**Problem to solve:**
Where the data below has the string "React", return the whole line.

## START

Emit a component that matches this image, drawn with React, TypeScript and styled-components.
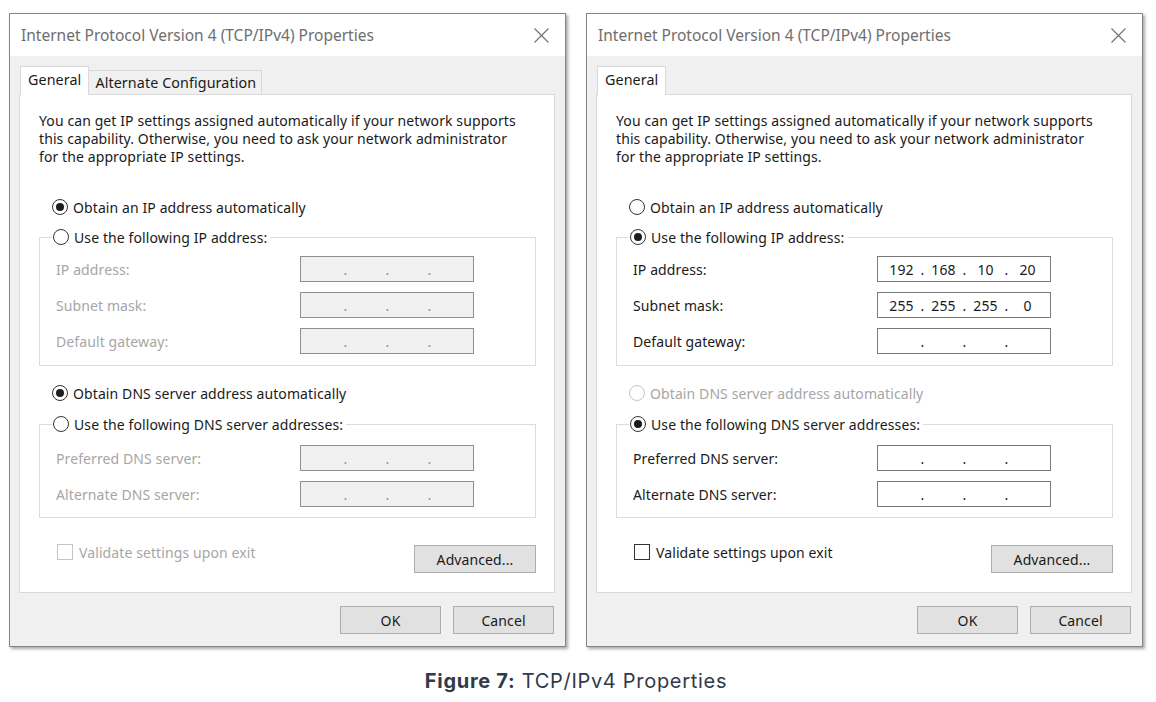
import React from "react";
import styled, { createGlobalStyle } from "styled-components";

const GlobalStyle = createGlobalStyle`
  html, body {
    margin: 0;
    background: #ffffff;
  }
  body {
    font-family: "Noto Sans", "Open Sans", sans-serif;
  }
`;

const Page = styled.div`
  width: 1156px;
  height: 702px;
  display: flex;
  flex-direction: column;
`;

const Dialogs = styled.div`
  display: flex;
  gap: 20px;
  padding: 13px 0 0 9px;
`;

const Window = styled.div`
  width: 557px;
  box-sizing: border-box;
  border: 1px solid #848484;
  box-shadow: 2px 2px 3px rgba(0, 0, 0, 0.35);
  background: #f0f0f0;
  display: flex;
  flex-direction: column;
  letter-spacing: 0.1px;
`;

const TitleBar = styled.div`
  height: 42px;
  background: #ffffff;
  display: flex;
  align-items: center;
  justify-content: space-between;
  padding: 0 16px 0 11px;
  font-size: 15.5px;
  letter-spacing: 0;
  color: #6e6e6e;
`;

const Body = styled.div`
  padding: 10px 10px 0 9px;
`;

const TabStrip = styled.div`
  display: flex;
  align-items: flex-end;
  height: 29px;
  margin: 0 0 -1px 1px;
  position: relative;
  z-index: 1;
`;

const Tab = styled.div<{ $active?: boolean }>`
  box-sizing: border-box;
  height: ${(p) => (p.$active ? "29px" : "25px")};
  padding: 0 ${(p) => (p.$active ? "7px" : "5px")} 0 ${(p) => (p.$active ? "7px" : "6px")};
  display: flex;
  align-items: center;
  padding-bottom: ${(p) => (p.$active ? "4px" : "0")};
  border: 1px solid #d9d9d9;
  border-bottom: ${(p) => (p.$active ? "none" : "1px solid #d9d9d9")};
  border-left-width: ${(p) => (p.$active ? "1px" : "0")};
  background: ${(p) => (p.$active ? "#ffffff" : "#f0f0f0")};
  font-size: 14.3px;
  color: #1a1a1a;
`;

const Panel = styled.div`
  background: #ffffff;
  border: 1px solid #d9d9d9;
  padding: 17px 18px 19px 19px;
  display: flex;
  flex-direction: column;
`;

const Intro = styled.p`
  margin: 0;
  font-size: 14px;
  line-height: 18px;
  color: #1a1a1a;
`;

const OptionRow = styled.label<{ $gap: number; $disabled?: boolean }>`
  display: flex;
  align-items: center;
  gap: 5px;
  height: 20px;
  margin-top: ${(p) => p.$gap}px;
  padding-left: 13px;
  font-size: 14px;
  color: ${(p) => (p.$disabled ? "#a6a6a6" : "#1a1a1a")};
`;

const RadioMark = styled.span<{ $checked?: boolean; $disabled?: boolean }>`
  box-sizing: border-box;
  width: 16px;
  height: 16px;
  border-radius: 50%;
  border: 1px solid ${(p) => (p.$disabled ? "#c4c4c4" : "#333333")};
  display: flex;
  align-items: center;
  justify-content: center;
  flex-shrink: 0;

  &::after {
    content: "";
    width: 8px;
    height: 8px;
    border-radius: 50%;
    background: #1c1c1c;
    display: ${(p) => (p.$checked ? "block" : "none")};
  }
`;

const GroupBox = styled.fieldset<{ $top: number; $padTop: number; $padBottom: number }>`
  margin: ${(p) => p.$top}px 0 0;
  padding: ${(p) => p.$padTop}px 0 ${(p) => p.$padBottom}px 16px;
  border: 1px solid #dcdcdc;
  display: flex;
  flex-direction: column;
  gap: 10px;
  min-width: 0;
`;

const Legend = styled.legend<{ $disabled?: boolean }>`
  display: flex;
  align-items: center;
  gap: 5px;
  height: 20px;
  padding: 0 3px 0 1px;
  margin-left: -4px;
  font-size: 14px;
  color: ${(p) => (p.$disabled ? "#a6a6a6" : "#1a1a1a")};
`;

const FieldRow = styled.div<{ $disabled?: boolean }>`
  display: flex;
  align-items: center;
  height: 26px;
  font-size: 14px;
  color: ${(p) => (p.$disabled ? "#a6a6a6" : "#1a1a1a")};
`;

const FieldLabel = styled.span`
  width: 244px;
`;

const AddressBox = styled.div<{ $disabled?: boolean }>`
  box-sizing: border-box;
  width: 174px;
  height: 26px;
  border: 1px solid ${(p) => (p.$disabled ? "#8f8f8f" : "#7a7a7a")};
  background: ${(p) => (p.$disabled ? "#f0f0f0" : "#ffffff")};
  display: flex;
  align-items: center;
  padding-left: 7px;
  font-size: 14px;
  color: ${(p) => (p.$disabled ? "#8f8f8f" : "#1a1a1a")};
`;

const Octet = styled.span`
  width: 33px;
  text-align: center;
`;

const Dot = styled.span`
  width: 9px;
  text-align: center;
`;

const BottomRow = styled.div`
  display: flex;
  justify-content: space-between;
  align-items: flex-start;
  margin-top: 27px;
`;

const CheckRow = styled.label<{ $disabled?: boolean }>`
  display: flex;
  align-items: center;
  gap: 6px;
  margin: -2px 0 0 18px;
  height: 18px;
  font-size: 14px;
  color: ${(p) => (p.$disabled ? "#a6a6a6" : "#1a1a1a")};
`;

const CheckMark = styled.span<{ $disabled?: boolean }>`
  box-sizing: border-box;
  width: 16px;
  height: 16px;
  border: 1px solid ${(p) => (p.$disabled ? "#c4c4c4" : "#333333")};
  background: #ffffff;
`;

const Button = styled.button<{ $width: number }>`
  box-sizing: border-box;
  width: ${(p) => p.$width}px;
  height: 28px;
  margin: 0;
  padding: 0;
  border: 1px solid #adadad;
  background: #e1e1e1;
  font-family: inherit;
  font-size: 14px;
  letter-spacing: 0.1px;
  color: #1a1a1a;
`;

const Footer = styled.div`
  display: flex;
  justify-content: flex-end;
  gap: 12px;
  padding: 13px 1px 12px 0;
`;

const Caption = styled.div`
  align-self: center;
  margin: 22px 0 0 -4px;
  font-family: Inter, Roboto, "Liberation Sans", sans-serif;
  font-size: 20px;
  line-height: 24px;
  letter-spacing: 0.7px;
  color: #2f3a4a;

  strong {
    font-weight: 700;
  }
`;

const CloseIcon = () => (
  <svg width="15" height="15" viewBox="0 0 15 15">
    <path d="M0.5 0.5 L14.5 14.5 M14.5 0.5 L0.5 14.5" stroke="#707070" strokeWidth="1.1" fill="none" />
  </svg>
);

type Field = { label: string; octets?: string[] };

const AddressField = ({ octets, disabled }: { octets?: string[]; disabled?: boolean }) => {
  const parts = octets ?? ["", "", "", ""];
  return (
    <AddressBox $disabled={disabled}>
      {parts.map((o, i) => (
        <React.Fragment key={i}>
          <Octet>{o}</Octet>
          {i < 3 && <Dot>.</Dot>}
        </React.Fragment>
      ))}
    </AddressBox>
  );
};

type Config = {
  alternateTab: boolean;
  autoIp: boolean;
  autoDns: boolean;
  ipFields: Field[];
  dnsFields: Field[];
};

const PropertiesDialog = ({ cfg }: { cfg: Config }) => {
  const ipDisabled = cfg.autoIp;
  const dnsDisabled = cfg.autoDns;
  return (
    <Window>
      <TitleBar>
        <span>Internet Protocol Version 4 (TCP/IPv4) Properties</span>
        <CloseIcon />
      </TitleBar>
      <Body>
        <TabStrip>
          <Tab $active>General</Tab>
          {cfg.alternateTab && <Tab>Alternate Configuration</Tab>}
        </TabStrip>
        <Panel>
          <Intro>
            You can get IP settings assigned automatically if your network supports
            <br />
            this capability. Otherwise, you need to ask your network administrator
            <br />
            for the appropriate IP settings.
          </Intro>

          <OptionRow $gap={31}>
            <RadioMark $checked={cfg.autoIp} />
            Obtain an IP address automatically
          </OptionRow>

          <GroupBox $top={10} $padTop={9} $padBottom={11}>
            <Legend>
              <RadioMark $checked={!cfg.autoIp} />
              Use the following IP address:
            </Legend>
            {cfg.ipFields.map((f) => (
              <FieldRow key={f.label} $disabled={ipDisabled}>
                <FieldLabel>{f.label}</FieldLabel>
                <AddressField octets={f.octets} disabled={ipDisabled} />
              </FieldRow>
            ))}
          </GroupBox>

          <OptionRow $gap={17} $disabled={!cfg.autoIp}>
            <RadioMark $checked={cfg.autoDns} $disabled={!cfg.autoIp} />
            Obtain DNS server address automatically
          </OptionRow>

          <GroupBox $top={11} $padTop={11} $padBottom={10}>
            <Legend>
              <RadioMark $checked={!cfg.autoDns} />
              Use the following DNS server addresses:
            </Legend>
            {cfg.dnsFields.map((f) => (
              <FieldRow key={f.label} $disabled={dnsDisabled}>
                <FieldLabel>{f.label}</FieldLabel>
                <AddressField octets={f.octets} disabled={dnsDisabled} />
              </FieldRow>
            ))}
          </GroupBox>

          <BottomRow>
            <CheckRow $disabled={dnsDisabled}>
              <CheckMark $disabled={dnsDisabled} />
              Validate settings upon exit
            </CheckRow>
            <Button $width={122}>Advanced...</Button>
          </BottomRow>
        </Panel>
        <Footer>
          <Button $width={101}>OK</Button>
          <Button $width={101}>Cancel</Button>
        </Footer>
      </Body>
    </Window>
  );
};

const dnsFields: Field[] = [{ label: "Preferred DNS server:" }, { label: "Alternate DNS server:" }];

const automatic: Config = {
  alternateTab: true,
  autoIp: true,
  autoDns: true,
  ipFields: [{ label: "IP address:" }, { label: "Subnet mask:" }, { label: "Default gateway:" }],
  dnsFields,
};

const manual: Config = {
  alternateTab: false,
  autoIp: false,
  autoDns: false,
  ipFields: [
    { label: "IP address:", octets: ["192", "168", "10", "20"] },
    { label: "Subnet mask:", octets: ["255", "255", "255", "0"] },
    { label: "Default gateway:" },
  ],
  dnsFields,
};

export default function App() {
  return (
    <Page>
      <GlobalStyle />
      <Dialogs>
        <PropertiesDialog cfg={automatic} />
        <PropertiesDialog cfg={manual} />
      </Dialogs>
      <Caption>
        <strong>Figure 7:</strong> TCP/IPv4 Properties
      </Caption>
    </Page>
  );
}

## END

**The reply:**
Emit a component that matches this image, drawn with React, TypeScript and styled-components.
import React from "react";
        <React.Fragment key={i}>
        </React.Fragment>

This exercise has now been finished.